Слава тебе, лучезарный!
Первенец неба, зачавший
Времени ход беспрерывный.
Сеятель жизни под небом,
Ты над землей воцарился,
Праведных царь справедливый,
Истинным богом рожденный,
Вечно живой, благодатный,
Слава тебе, лучезарный!
 
   На другой день по приказанию императора в десяти храмах Саиса было принесено в жертву пятьдесят белых бычков с тем, чтобы жрецы могли угостить всех паломников. Сам император присутствовал на богослужении в храме Сераписа – там, где стояла богиня грядущего с лицом, закрытым широким покрывалом. Диоклетиан, уважая священные традиции, не прикоснулся к покрывалу. Но Титанилла, выждав минуту, когда пригнали украшенных лентами жертвенных животных и все обратились в их сторону, подкралась на цыпочках к статуе и, приподняв занавес, сунула туда голову. Ей хотелось увидеть свое будущее.
   Увидала же она только изумленное лицо Квинтипора. Одновременно с ней дрожащей рукой приподнял занавес и он: заглянул под него и тут же отпрянул, увидев свое будущее в виде Титаниллы. Все это произошло в одно мгновение, и прямо в лицо друг другу они посмотрели уже перед опущенным занавесом.
   Саисская легенда развеялась в прах. Юноша и девушка заглянули под покрывало, после чего им предстояло навсегда потерять способность улыбаться. Однако они улыбались друг другу, да так весело, что можно было подумать – это их первая в жизни улыбка.

23

   Не прошло и недели, как императору пришлось вспомнить ливийского пустынника. Управление александрийской гавани сообщило ему, что посланный в Салону почтовый корабль неподалеку от места назначения сел на мель. Внезапно налетевший шторм унес его в открытое море, где он и затонул на виду у идущего к нему на помощь корабля. Ни одной души из людей и ни одной веревки из багажа спасти не удалось. Императорский гонец с доверенными ему поручениями и виноградными лозами тоже пошел к Посейдону. [146]

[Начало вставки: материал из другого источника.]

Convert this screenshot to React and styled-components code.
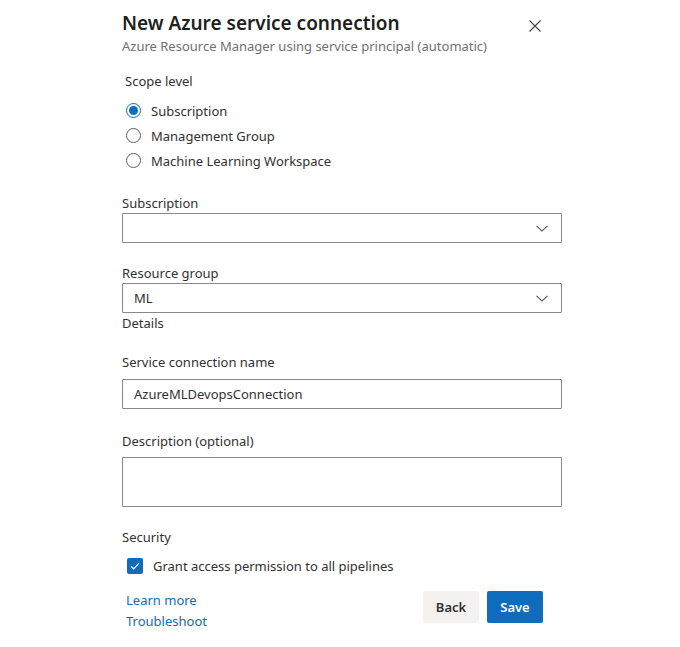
import React from "react";
import styled, { createGlobalStyle } from "styled-components";

const Global = createGlobalStyle`
  html, body { margin: 0; padding: 0; background: #ffffff; }
  body { font-family: "Segoe UI", "Noto Sans", "Liberation Sans", sans-serif; color: #323130; }
  * { box-sizing: border-box; }
`;

const Dialog = styled.div`
  width: 680px;
  height: 647px;
  padding: 9px 0 0 122px;
  background: #fff;
`;

const Panel = styled.div`
  width: 440px;
  display: flex;
  flex-direction: column;
`;

const Header = styled.div`
  display: flex;
  align-items: flex-start;
  justify-content: space-between;
`;

const TitleBlock = styled.div`
  display: flex;
  flex-direction: column;
`;

const Title = styled.h1`
  margin: 0;
  font-size: 19px;
  line-height: 28px;
  font-weight: 600;
  color: #201f1e;
`;

const Subtitle = styled.div`
  font-size: 13px;
  line-height: 18px;
  color: #707070;
`;

const CloseButton = styled.button`
  border: 0;
  background: transparent;
  padding: 0;
  margin: 11px 21px 0 0;
  width: 12px;
  height: 12px;
  display: flex;
  color: #484644;
`;

const Label = styled.div`
  font-size: 13px;
  line-height: 20px;
  color: #323130;
  margin-top: ${(p) => p.$mt || 0}px;
  margin-left: ${(p) => p.$ml || 0}px;
  margin-bottom: ${(p) => p.$mb || 0}px;
`;

const RadioGroup = styled.div`
  display: flex;
  flex-direction: column;
  margin-top: 7px;
`;

const RadioRow = styled.label`
  display: flex;
  align-items: center;
  height: 25px;
  font-size: 13px;
  color: #323130;
  padding-left: 4px;
  gap: 10px;
`;

const RadioCircle = styled.span`
  width: 15px;
  height: 15px;
  border-radius: 50%;
  border: 1px solid ${(p) => (p.$checked ? "#0f6cbd" : "#605e5c")};
  display: flex;
  align-items: center;
  justify-content: center;
  flex: none;
  &::after {
    content: "";
    width: 9px;
    height: 9px;
    border-radius: 50%;
    background: #0f6cbd;
    display: ${(p) => (p.$checked ? "block" : "none")};
  }
`;

const Field = styled.div`
  height: ${(p) => p.$h || 30}px;
  border: 1px solid #8a8886;
  border-radius: 1px;
  display: flex;
  align-items: ${(p) => (p.$multi ? "flex-start" : "center")};
  justify-content: space-between;
  padding: 0 12px 0 11px;
  font-size: 13px;
  color: #323130;
  background: #fff;
`;

const Chevron = styled.svg`
  width: 12px;
  height: 7px;
  color: #605e5c;
  flex: none;
  margin-right: 1px;
`;

const CheckRow = styled.label`
  display: flex;
  align-items: center;
  gap: 10px;
  height: 20px;
  margin-top: 9px;
  padding-left: 5px;
  font-size: 13px;
  color: #323130;
`;

const CheckBox = styled.span`
  width: 16px;
  height: 16px;
  border-radius: 2px;
  background: #0f6cbd;
  display: flex;
  align-items: center;
  justify-content: center;
  flex: none;
`;

const Footer = styled.div`
  display: flex;
  justify-content: space-between;
  align-items: flex-start;
  margin-top: 14px;
  padding: 0 19px 0 4px;
`;

const Links = styled.div`
  display: flex;
  flex-direction: column;
`;

const Link = styled.a`
  font-size: 13px;
  line-height: 21px;
  color: #0f6cbd;
  text-decoration: none;
`;

const Buttons = styled.div`
  display: flex;
  gap: 8px;
  margin-top: 1px;
`;

const Button = styled.button`
  height: 32px;
  width: 56px;
  border: 0;
  border-radius: 2px;
  font-family: inherit;
  font-size: 13px;
  font-weight: 600;
  background: ${(p) => (p.$primary ? "#0f6cbd" : "#f3f2f1")};
  color: ${(p) => (p.$primary ? "#ffffff" : "#323130")};
`;

const ChevronDown = () => (
  <Chevron viewBox="0 0 12 7" fill="none">
    <path d="M0.5 0.8 L6 6 L11.5 0.8" stroke="currentColor" strokeWidth="1.1" />
  </Chevron>
);

export default function App() {
  return (
    <>
      <Global />
      <Dialog>
        <Panel>
          <Header>
            <TitleBlock>
              <Title>New Azure service connection</Title>
              <Subtitle>Azure Resource Manager using service principal (automatic)</Subtitle>
            </TitleBlock>
            <CloseButton aria-label="Close">
              <svg width="12" height="12" viewBox="0 0 12 12">
                <path d="M0.5 0.5 L11.5 11.5 M11.5 0.5 L0.5 11.5" stroke="currentColor" strokeWidth="1.1" />
              </svg>
            </CloseButton>
          </Header>

          <Label $mt={16} $ml={3}>Scope level</Label>
          <RadioGroup>
            <RadioRow><RadioCircle $checked />Subscription</RadioRow>
            <RadioRow><RadioCircle />Management Group</RadioRow>
            <RadioRow><RadioCircle />Machine Learning Workspace</RadioRow>
          </RadioGroup>

          <Label $mt={20}>Subscription</Label>
          <Field><span /><ChevronDown /></Field>

          <Label $mt={20}>Resource group</Label>
          <Field><span>ML</span><ChevronDown /></Field>
          <Label>Details</Label>

          <Label $mt={19} $mb={7}>Service connection name</Label>
          <Field>AzureMLDevopsConnection</Field>

          <Label $mt={22} $mb={6}>Description (optional)</Label>
          <Field $h={50} $multi />

          <Label $mt={20}>Security</Label>
          <CheckRow>
            <CheckBox>
              <svg width="10" height="8" viewBox="0 0 10 8" fill="none">
                <path d="M1 4.2 L3.7 6.8 L9 1.2" stroke="#fff" strokeWidth="1.2" />
              </svg>
            </CheckBox>
            Grant access permission to all pipelines
          </CheckRow>

          <Footer>
            <Links>
              <Link href="#">Learn more</Link>
              <Link href="#">Troubleshoot</Link>
            </Links>
            <Buttons>
              <Button>Back</Button>
              <Button $primary>Save</Button>
            </Buttons>
          </Footer>
        </Panel>
      </Dialog>
    </>
  );
}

   «Не вкусишь ты от винограда, что посадил ныне…» Предсказание ли то было или проклятье, во всяком случае старик был не прав только в том, что у него получалось, будто виноград уже посажен. Но в главном он не ошибся: из этого винограда император не съест ни ягоды! А через несколько часов перед императором лежал отчет о ходе строительства в Салоне, эго был обычный месячный доклад с перечислениями всех выполненных работ, необходимых изменений проекта и персональных представлений. Даже среди самых важных государственных дел император, чувствуя к Салоне сердечную склонность, никогда не забывал просматривать эти отчеты лично. Над развалинами небольшой деревушки, где тлели кости его матери, он хотел воздвигнуть дворец, какого не имел еще ни один император. Он был убежден, что Салона – самое красивое место в мире, там самая кроткая небесная синева, самые мирные морские волны и самые чистосердечные люди. Про себя он твердо решил, что именно там, на его родине, будет его усыпальница и столица нового императора, его сына. Еще в молодости он часто говорил жене, что жить среди мирных иллирийских рыбаков и садоводов он не мог бы, но в старости непременно поедет к ним и сложит с плеч своих бремя жизни там, где его принял.